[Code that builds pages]
§ §

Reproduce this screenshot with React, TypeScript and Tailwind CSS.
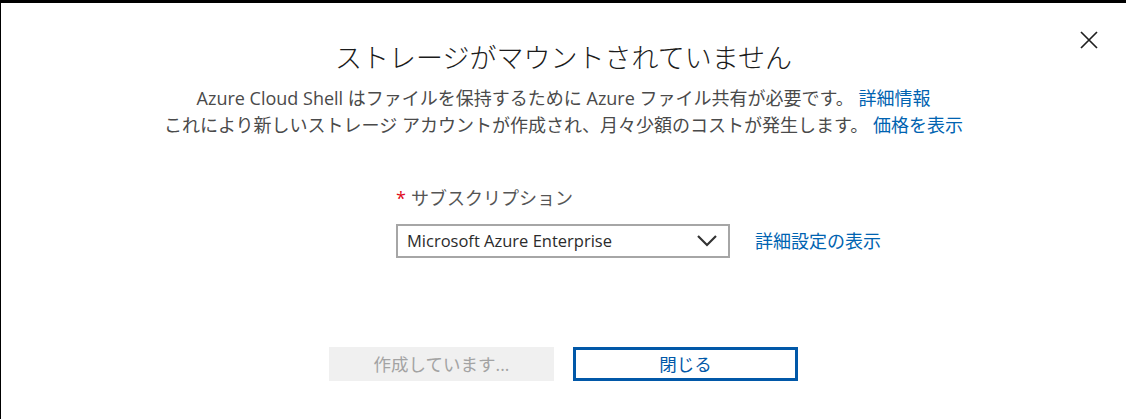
const jp = { fontFamily: '"Open Sans", "Noto Sans CJK JP", sans-serif' };

export default function App() {
    return (
        <div className="relative h-[419px] w-[1126px] overflow-hidden border-t-[3px] border-l border-black bg-white" style={jp}>
            <button className="absolute right-[27px] top-[27px] text-[#1f1f1f]">
                <svg width="20" height="20" viewBox="0 0 20 20">
                    <path d="M2 2 L18 18 M18 2 L2 18" fill="none" stroke="currentColor" strokeWidth="1.7" />
                </svg>
            </button>

            <div className="flex flex-col items-center pt-[36px]">
                <h1 className="text-[27px] font-light leading-[38px] text-[#1b1b1b]">ストレージがマウントされていません</h1>

                <div className="mt-[8px] text-center text-[18px] leading-[27px] text-[#4a4a4a]">
                    <p>
                        Azure Cloud Shell はファイルを保持するために Azure ファイル共有が必要です。{" "}
                        <a className="text-[#0063b1]">詳細情報</a>
                    </p>
                    <p>
                        これにより新しいストレージ アカウントが作成され、月々少額のコストが発生します。{" "}
                        <a className="text-[#0063b1]">価格を表示</a>
                    </p>
                </div>

                {/* subscription picker */}
                <div className="mt-[47px] flex flex-col self-stretch pl-[395px]">
                    <label className="flex items-center text-[18px] leading-[24px] text-[#555]">
                        <span className="mr-[5px] text-[#e00b1c]">*</span>
                        サブスクリプション
                    </label>
                    <div className="mt-[14px] flex items-center gap-[25px]">
                        <div className="flex h-[34px] w-[334px] items-center justify-between border-2 border-[#a6a6a6] pl-[9px] pr-[10px]">
                            <span className="text-[16.5px] text-[#2b2b2b]">Microsoft Azure Enterprise</span>
                            <svg width="22" height="14" viewBox="0 0 22 14" className="text-[#333]">
                                <path d="M2 2 L11 11 L20 2" fill="none" stroke="currentColor" strokeWidth="2.2" />
                            </svg>
                        </div>
                        <a className="text-[18px] text-[#0063b1]">詳細設定の表示</a>
                    </div>
                </div>

                <div className="mt-[89px] flex gap-[19px]">
                    <button className="h-[34px] w-[225px] bg-[#f0f0f0] text-[17.5px] text-[#a3a3a3]">作成しています...</button>
                    <button className="h-[34px] w-[225px] border-[3px] border-[#0158a8] text-[17.5px] text-[#0158a8]">閉じる</button>
                </div>
            </div>
        </div>
    );
}
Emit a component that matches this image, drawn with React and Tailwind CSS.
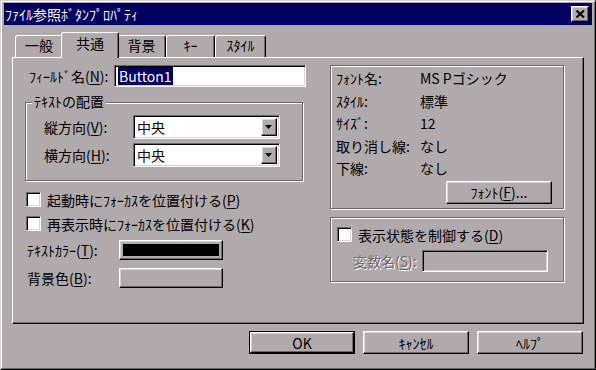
import React from "react";

const raised =
  "border border-t-white border-l-white border-r-black border-b-black shadow-[inset_-1px_-1px_0_#6e686b,inset_1px_1px_0_#d8d4d6]";
const sunken =
  "border border-t-[#6e686b] border-l-[#6e686b] border-r-white border-b-white shadow-[inset_1px_1px_0_#000,inset_-1px_-1px_0_#d8d4d6]";
const etched = "border border-[#6e686b] shadow-[inset_1px_1px_0_#fff,1px_1px_0_#fff]";

function U({ children }) {
  return <span className="underline underline-offset-[2px]">{children}</span>;
}

function Checkbox() {
  return <div className={"w-[15px] h-[15px] bg-white shrink-0 " + sunken} />;
}

function Combo({ value }) {
  return (
    <div className={"w-[147px] h-[24px] bg-white flex items-stretch p-[2px] " + sunken}>
      <div className="flex-1 flex items-center pl-[1px] leading-none">{value}</div>
      <div className={"w-[16px] bg-[#b0aaad] flex items-center justify-center " + raised}>
        <svg width="8" height="5" viewBox="0 0 8 5">
          <path d="M0 0h7L3.5 4z" fill="#000" />
        </svg>
      </div>
    </div>
  );
}

function Tab({ label, w, selected }) {
  if (selected) {
    return (
      <div
        className={
          "relative z-10 -mx-[2px] -mb-px h-[26px] bg-[#b0aaad] border border-b-0 border-t-white border-l-white border-r-black rounded-t-[3px] shadow-[inset_-1px_0_0_#6e686b] flex items-start justify-center pt-[3px] " +
          w
        }
      >
        {label}
      </div>
    );
  }
  return (
    <div
      className={
        "h-[22px] border border-b-0 border-t-white border-l-white border-r-black rounded-t-[3px] shadow-[inset_-1px_0_0_#6e686b] flex items-start justify-center pt-[2px] " +
        w
      }
    >
      {label}
    </div>
  );
}

function Btn({ children, def, w }) {
  if (def) {
    return (
      <div className={"h-[23px] border border-black " + w}>
        <div className={"h-full flex items-center justify-center " + raised}>{children}</div>
      </div>
    );
  }
  return <div className={"h-[23px] flex items-center justify-center " + raised + " " + w}>{children}</div>;
}

export default function App() {
  return (
    <div className="w-[596px] h-[370px] overflow-hidden bg-[#b0aaad] text-black text-[14px] font-['Noto_Sans_CJK_JP','Noto_Sans_CJK_SC',sans-serif] border border-t-[#d6d2d4] border-l-[#d6d2d4] border-r-black border-b-black">
      <div className="h-full flex flex-col border border-t-white border-l-white border-r-[#6e686b] border-b-[#6e686b] px-[2px] pt-[1px]">
        {/* title bar */}
        <div className="h-[22px] bg-[#000060] flex items-center justify-between pl-[1px] pr-[3px]">
          <span className="text-white leading-none">ﾌｧｲﾙ参照ﾎﾞﾀﾝﾌﾟﾛﾊﾟﾃｨ</span>
          <div className={"w-[18px] h-[16px] bg-[#b0aaad] flex items-center justify-center " + raised}>
            <svg width="9" height="8" viewBox="0 0 9 8">
              <path d="M0.5 0.5L8 7.5M8 0.5L0.5 7.5" stroke="#000" strokeWidth="2" />
            </svg>
          </div>
        </div>

        <div className="px-[8px] flex flex-col">
          {/* tabs */}
          <div className="mt-[7px] flex items-end pl-[3px] leading-none">
            <Tab label="一般" w="w-[48px]" />
            <Tab label="共通" w="w-[58px]" selected />
            <Tab label="背景" w="w-[49px]" />
            <Tab label="ｷｰ" w="w-[49px]" />
            <Tab label="ｽﾀｲﾙ" w="w-[51px]" />
          </div>

          {/* panel */}
          <div className="h-[267px] border border-t-white border-l-white border-r-black border-b-black shadow-[inset_-1px_-1px_0_#6e686b] flex pt-[7px] pl-[12px]">
            {/* left column */}
            <div className="w-[281px] flex flex-col">
              <div className="h-[22px] flex items-center">
                <span className="flex-1 pl-[4px] leading-none">
                  ﾌｨｰﾙﾄﾞ名(<U>N</U>):
                </span>
                <div className={"w-[192px] h-[22px] bg-white flex items-center px-[3px] " + sunken}>
                  <span className="bg-[#000060] text-white leading-none px-px py-[2px]">Button1</span>
                </div>
              </div>

              <div className={"relative mt-[15px] w-[278px] h-[79px] pt-[12px] flex flex-col gap-[4px] " + etched}>
                <span className="absolute -top-[9px] left-[6px] bg-[#b0aaad] px-[2px] leading-none">ﾃｷｽﾄの配置</span>
                <div className="flex items-center">
                  <span className="w-[107px] pl-[18px] leading-none">
                    縦方向(<U>V</U>):
                  </span>
                  <Combo value="中央" />
                </div>
                <div className="flex items-center">
                  <span className="w-[107px] pl-[18px] leading-none">
                    横方向(<U>H</U>):
                  </span>
                  <Combo value="中央" />
                </div>
              </div>

              <div className="mt-[11px] flex items-center h-[15px] pl-[1px]">
                <Checkbox />
                <span className="ml-[6px] leading-none">
                  起動時にﾌｫｰｶｽを位置付ける(<U>P</U>)
                </span>
              </div>
              <div className="mt-[9px] flex items-center h-[15px] pl-[1px]">
                <Checkbox />
                <span className="ml-[6px] leading-none">
                  再表示時にﾌｫｰｶｽを位置付ける(<U>K</U>)
                </span>
              </div>

              <div className="mt-[9px] flex items-center">
                <span className="w-[94px] pl-[2px] leading-none">
                  ﾃｷｽﾄｶﾗｰ(<U>T</U>):
                </span>
                <div className={"w-[104px] h-[20px] p-[3px] " + raised}>
                  <div className="w-full h-full bg-black" />
                </div>
              </div>
              <div className="mt-[8px] flex items-center">
                <span className="w-[94px] pl-[2px] leading-none">
                  背景色(<U>B</U>):
                </span>
                <div className={"w-[104px] h-[20px] p-[3px] " + raised}>
                  <div className="w-full h-full bg-[#b0aaad]" />
                </div>
              </div>
            </div>

            {/* right column */}
            <div className="ml-[24px] w-[234px] flex flex-col">
              <div className={"h-[144px] flex flex-col pt-[1px] " + etched}>
                {[
                  ["ﾌｫﾝﾄ名:", "MS Pゴシック"],
                  ["ｽﾀｲﾙ:", "標準"],
                  ["ｻｲｽﾞ:", "12"],
                  ["取り消し線:", "なし"],
                  ["下線:", "なし"],
                ].map(([k, v]) => (
                  <div key={k} className="h-[22.5px] flex items-center leading-none">
                    <span className="w-[89px] pl-[5px]">{k}</span>
                    <span>{v}</span>
                  </div>
                ))}
                <div className="mt-[1px] self-end mr-[11px]">
                  <Btn w="w-[106px]">
                    <span className="leading-none">
                      ﾌｫﾝﾄ(<U>F</U>)...
                    </span>
                  </Btn>
                </div>
              </div>

              <div className={"mt-[8px] h-[65px] flex flex-col pt-[9px] " + etched}>
                <div className="flex items-center pl-[6px] h-[15px]">
                  <Checkbox />
                  <span className="ml-[6px] leading-none">
                    表示状態を制御する(<U>D</U>)
                  </span>
                </div>
                <div className="mt-[8px] flex items-center">
                  <span className="w-[91px] pl-[22px] leading-none text-[#6e686b] [text-shadow:1px_1px_0_#fff]">
                    変数名(<U>S</U>):
                  </span>
                  <div className={"w-[126px] h-[22px] bg-[#b0aaad] " + sunken} />
                </div>
              </div>
            </div>
          </div>

          {/* buttons */}
          <div className="mt-[7px] flex justify-end gap-[8px] pr-[1px] leading-none">
            <Btn def w="w-[106px]">OK</Btn>
            <Btn w="w-[106px]">ｷｬﾝｾﾙ</Btn>
            <Btn w="w-[106px]">ﾍﾙﾌﾟ</Btn>
          </div>
        </div>
      </div>
    </div>
  );
}
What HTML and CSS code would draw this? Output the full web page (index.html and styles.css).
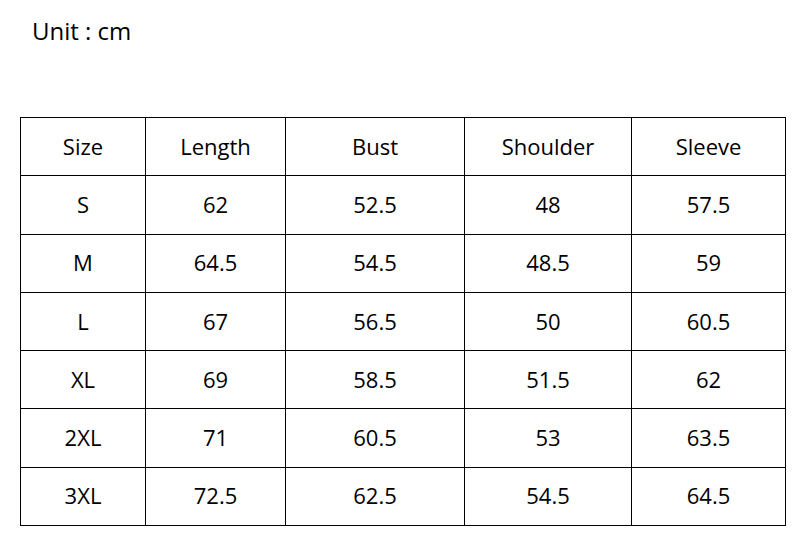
FILE: index.html
```html
<!DOCTYPE html>
<html>
<head>
<meta charset="utf-8">
<link rel="stylesheet" href="styles.css">
</head>
<body>
<div class="unit">Unit : cm</div>
<table class="size-table">
<colgroup>
<col class="c1"><col class="c2"><col class="c3"><col class="c4"><col class="c5">
</colgroup>
<tr><td>Size</td><td>Length</td><td>Bust</td><td>Shoulder</td><td>Sleeve</td></tr>
<tr><td>S</td><td>62</td><td>52.5</td><td>48</td><td>57.5</td></tr>
<tr><td>M</td><td>64.5</td><td>54.5</td><td>48.5</td><td>59</td></tr>
<tr><td>L</td><td>67</td><td>56.5</td><td>50</td><td>60.5</td></tr>
<tr><td>XL</td><td>69</td><td>58.5</td><td>51.5</td><td>62</td></tr>
<tr><td>2XL</td><td>71</td><td>60.5</td><td>53</td><td>63.5</td></tr>
<tr><td>3XL</td><td>72.5</td><td>62.5</td><td>54.5</td><td>64.5</td></tr>
</table>
</body>
</html>
```
FILE: styles.css
```css
html, body {
  margin: 0;
  padding: 0;
  background: #fff;
}
body {
  font-family: "Open Sans", sans-serif;
  color: #000;
}
.unit {
  font-size: 24px;
  line-height: 30px;
  padding: 16px 0 0 32px;
  height: 71px;
  box-sizing: border-box;
}
.size-table {
  margin: 46px 0 0 20px;
  border-collapse: collapse;
  table-layout: fixed;
  width: 765px;
  font-size: 22px;
}
.c1 { width: 125px; }
.c2 { width: 140px; }
.c3 { width: 179px; }
.c4 { width: 167px; }
.c5 { width: 154px; }
.size-table td {
  border: 1px solid #000;
  height: 55.3px;
  padding: 0 0 2px;
  text-align: center;
  vertical-align: middle;
}
```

§ §

▶ **GOAL**
How many lines in the entries contain the string "Tailwind"? Answer with the number only.

▶ **PROBLEM SOLUTION**
2